- [Given problem] Read the material below and count the lines holding the string "index". Give that count with nothing added.

───── Exercise material

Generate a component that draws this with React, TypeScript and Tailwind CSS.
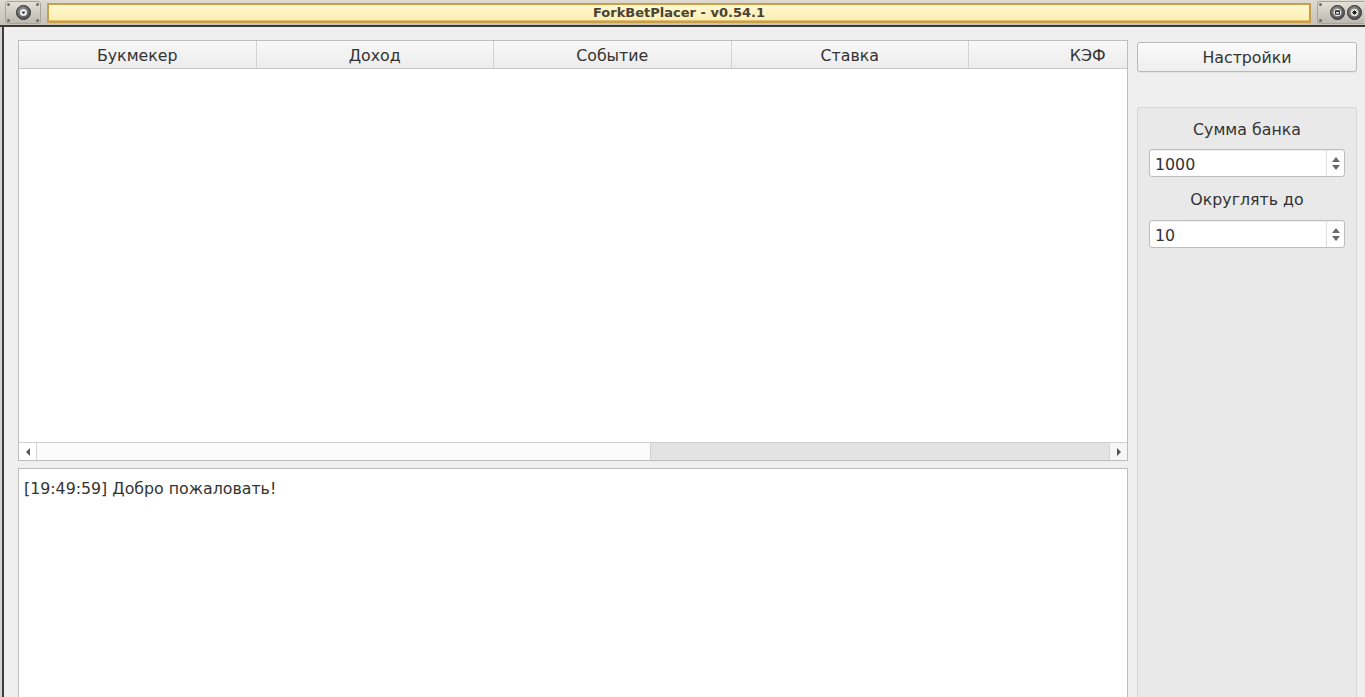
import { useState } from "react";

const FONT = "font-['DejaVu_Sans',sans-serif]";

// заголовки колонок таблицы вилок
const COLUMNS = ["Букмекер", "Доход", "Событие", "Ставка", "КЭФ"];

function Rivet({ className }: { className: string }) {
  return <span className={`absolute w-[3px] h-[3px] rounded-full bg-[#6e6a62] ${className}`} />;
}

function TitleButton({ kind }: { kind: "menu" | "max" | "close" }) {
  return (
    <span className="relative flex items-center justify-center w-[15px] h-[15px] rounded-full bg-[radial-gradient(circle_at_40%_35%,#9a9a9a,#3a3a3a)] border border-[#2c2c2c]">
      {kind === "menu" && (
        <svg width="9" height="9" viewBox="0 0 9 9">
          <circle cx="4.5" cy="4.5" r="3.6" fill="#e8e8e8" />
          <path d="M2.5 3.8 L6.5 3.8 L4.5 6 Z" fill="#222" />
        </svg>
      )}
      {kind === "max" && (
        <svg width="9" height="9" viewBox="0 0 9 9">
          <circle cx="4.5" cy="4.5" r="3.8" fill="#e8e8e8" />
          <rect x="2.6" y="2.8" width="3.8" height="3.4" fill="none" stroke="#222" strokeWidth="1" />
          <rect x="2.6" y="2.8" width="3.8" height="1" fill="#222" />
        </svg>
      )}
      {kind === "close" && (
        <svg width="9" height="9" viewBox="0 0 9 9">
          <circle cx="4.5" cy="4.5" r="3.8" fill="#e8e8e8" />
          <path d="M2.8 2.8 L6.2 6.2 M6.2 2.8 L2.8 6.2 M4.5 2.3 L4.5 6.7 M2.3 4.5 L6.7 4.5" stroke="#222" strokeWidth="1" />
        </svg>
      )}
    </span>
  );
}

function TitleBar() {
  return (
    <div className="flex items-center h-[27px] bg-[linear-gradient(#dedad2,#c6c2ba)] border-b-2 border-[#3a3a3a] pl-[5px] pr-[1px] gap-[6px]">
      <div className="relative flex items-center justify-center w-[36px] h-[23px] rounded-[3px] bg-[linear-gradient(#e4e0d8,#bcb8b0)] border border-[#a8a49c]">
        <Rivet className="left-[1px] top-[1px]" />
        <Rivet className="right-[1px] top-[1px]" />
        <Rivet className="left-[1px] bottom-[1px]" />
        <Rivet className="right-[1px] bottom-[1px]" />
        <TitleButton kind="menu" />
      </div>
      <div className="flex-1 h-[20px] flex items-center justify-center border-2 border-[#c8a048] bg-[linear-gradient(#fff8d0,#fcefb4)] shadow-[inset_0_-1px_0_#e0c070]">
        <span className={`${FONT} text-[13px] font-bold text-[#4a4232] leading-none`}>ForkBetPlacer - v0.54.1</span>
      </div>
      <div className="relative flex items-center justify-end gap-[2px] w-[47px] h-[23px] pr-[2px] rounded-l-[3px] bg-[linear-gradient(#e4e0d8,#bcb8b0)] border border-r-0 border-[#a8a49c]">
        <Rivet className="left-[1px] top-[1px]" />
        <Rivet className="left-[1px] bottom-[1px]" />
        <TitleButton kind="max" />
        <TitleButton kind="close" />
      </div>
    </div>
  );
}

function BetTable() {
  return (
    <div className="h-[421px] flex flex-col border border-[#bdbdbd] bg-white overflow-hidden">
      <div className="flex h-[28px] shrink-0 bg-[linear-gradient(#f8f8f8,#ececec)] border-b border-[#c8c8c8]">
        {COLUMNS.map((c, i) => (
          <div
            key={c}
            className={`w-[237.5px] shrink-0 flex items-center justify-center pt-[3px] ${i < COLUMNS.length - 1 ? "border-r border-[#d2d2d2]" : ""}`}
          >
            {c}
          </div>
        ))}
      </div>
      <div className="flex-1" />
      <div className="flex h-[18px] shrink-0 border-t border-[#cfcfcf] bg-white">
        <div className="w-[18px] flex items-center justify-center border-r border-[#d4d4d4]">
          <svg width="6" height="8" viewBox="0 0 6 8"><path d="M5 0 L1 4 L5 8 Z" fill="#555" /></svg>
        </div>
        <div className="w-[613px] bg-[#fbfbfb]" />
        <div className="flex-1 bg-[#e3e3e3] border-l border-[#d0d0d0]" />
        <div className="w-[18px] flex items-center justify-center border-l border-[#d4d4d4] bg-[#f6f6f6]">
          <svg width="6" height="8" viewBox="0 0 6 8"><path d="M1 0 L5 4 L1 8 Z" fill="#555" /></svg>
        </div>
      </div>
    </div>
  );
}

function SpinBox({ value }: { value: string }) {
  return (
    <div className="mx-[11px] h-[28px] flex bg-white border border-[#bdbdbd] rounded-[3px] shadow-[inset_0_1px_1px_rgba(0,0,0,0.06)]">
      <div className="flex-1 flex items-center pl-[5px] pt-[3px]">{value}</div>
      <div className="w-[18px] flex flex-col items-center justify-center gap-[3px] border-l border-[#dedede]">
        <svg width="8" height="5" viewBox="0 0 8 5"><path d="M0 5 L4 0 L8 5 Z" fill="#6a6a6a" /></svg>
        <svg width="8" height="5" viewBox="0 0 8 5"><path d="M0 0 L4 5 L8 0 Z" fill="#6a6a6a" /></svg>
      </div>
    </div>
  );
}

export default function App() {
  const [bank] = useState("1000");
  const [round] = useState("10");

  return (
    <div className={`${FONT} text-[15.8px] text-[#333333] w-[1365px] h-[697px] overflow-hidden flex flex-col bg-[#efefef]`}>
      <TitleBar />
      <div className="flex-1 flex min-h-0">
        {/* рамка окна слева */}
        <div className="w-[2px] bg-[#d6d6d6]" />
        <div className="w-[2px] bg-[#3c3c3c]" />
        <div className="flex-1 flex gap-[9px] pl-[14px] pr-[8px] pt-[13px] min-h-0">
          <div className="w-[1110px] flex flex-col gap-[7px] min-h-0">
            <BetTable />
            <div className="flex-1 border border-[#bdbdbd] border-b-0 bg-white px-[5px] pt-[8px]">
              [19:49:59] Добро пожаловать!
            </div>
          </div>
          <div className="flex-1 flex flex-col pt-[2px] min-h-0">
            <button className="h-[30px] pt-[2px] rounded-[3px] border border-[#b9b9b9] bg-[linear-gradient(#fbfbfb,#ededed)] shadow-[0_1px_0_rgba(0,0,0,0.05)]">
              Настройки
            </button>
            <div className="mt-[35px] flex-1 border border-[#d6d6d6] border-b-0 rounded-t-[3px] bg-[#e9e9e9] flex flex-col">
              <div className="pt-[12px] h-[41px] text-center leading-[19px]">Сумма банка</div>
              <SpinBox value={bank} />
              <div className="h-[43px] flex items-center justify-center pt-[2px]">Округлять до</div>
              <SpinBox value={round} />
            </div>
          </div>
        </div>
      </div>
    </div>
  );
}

──────────
───── Exercise material

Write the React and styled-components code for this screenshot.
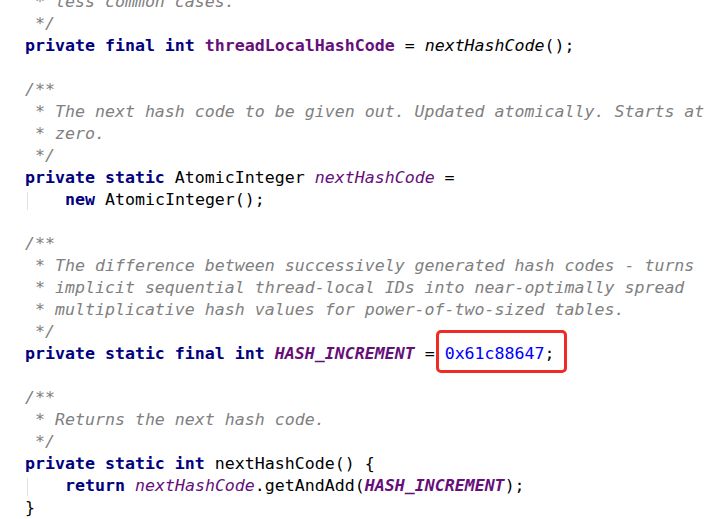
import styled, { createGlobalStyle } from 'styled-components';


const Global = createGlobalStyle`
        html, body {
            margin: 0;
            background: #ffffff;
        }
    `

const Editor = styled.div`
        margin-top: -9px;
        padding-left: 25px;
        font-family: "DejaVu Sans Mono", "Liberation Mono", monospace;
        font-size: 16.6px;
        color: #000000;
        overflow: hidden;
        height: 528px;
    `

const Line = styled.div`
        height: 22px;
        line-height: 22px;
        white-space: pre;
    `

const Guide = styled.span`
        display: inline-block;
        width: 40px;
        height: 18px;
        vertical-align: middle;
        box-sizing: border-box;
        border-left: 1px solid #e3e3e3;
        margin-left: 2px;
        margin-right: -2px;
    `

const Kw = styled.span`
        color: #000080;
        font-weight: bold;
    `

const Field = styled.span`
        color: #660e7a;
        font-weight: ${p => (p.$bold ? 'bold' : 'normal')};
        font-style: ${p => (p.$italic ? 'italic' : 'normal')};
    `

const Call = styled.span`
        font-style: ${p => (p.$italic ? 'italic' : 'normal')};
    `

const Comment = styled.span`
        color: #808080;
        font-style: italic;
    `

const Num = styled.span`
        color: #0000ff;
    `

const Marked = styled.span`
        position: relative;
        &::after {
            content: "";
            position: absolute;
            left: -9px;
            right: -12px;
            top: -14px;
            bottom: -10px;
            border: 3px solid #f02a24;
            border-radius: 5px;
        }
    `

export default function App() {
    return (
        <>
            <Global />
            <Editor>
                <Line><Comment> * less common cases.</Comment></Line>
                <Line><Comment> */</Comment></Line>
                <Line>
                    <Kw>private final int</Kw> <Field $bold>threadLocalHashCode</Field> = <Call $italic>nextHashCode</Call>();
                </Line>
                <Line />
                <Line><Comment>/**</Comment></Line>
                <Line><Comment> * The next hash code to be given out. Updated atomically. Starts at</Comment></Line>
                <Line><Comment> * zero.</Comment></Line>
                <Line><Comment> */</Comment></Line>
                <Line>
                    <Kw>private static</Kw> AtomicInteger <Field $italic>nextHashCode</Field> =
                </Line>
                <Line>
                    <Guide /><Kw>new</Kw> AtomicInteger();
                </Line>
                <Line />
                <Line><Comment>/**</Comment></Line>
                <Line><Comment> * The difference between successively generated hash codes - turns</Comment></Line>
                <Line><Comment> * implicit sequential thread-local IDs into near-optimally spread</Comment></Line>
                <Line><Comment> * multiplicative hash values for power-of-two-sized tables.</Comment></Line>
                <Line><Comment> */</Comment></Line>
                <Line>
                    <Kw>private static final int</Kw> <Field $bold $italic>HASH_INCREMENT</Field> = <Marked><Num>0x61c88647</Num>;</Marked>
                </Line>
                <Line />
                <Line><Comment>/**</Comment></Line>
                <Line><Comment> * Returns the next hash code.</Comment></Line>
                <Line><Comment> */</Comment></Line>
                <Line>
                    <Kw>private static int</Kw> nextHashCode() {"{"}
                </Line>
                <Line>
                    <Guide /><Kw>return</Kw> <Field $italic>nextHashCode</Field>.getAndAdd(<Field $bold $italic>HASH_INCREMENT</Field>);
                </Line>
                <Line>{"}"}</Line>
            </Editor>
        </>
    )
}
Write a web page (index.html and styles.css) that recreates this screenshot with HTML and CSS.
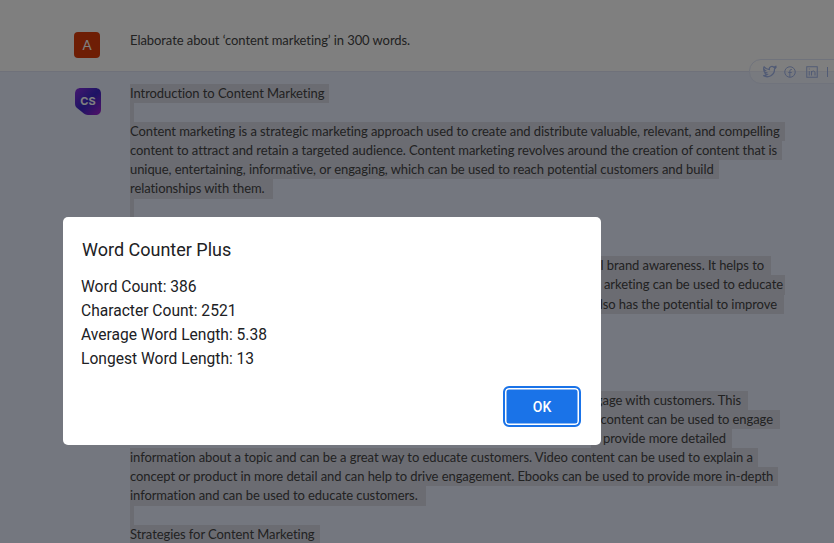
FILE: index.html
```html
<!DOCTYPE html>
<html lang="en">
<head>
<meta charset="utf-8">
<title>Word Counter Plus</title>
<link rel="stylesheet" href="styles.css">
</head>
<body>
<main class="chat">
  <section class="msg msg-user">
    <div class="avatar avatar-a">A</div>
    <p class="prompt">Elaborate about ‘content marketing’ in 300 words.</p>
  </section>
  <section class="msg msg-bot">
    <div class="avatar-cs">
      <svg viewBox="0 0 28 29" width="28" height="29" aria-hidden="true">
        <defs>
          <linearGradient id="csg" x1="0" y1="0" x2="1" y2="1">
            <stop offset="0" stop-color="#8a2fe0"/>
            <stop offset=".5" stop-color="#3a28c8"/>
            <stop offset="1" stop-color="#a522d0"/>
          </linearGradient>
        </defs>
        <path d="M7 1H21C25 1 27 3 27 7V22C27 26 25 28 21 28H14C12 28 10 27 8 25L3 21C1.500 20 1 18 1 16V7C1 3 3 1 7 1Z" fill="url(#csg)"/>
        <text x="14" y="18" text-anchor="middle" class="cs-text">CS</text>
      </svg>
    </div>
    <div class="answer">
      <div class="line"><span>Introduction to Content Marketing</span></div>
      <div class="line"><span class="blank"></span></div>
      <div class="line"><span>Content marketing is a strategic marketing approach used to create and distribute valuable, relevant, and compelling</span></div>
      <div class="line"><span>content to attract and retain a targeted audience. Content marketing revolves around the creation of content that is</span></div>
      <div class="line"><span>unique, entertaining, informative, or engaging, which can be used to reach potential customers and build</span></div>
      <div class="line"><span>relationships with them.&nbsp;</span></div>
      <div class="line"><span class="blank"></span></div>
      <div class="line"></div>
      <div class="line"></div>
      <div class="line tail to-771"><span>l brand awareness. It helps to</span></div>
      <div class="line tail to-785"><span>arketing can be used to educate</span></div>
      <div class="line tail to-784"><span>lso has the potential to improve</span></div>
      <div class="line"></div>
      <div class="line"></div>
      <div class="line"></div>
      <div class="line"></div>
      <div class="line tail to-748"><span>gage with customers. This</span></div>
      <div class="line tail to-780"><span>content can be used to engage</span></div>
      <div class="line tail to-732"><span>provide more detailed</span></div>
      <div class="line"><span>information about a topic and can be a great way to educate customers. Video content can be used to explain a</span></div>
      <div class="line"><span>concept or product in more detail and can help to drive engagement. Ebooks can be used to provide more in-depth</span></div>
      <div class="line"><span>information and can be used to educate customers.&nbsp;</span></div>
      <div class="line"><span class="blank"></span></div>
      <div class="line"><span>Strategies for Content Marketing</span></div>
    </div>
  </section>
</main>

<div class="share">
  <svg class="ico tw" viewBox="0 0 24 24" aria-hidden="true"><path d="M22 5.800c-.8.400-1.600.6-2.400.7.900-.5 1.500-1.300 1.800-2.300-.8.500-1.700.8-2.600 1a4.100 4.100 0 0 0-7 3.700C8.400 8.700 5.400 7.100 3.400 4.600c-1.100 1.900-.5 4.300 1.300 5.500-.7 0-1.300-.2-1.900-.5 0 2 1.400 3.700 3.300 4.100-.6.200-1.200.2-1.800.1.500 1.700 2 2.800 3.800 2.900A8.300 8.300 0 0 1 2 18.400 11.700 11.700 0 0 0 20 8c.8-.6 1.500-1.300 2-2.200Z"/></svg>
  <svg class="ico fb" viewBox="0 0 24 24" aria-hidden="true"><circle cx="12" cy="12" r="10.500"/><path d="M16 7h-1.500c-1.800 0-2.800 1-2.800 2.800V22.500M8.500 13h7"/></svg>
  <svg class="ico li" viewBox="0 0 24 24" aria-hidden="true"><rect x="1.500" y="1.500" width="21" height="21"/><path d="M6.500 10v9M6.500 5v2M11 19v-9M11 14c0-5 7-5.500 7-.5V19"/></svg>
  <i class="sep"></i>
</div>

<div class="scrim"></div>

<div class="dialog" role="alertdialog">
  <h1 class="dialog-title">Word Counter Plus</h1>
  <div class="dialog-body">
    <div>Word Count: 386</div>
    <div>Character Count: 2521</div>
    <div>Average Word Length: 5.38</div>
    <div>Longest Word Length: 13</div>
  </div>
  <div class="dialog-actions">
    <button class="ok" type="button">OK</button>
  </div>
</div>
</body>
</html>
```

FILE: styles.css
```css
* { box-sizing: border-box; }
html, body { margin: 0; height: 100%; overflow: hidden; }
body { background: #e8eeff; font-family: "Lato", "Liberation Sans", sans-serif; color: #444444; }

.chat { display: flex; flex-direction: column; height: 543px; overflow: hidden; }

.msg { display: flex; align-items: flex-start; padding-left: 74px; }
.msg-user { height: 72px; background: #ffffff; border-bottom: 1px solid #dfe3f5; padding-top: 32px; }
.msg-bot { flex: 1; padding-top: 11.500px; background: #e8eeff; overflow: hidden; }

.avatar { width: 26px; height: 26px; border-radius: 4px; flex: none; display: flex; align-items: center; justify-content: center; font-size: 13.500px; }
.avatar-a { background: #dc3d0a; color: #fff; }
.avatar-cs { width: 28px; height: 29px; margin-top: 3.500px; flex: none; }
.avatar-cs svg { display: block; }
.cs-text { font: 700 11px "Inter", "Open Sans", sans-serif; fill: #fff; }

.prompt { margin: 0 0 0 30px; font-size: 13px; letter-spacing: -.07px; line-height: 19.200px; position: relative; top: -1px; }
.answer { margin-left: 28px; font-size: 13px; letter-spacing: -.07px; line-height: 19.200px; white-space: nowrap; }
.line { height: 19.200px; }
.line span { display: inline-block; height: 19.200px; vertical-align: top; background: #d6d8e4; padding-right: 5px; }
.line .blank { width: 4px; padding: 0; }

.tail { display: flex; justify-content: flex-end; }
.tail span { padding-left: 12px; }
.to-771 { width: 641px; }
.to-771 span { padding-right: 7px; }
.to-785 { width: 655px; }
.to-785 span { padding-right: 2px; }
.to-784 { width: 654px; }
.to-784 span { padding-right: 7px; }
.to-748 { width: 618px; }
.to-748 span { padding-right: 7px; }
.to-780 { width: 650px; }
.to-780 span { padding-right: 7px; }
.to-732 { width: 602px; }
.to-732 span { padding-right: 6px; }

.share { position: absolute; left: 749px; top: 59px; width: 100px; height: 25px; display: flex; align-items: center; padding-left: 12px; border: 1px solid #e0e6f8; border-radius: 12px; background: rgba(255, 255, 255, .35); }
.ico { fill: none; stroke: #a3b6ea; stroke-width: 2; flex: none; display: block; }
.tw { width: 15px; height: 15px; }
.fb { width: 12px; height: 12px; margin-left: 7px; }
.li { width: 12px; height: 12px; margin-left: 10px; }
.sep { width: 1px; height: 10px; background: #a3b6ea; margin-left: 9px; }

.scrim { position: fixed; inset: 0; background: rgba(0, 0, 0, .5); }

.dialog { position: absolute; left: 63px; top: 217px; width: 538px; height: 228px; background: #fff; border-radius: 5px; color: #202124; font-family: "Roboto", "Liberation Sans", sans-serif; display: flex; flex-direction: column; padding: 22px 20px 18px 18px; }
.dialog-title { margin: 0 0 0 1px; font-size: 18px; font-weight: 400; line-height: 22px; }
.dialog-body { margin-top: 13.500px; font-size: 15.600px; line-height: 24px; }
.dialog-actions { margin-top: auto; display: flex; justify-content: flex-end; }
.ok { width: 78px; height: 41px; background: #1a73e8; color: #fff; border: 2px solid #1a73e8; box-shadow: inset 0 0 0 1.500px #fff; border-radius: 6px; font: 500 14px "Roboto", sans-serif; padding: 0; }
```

──────────

- [Reply] 2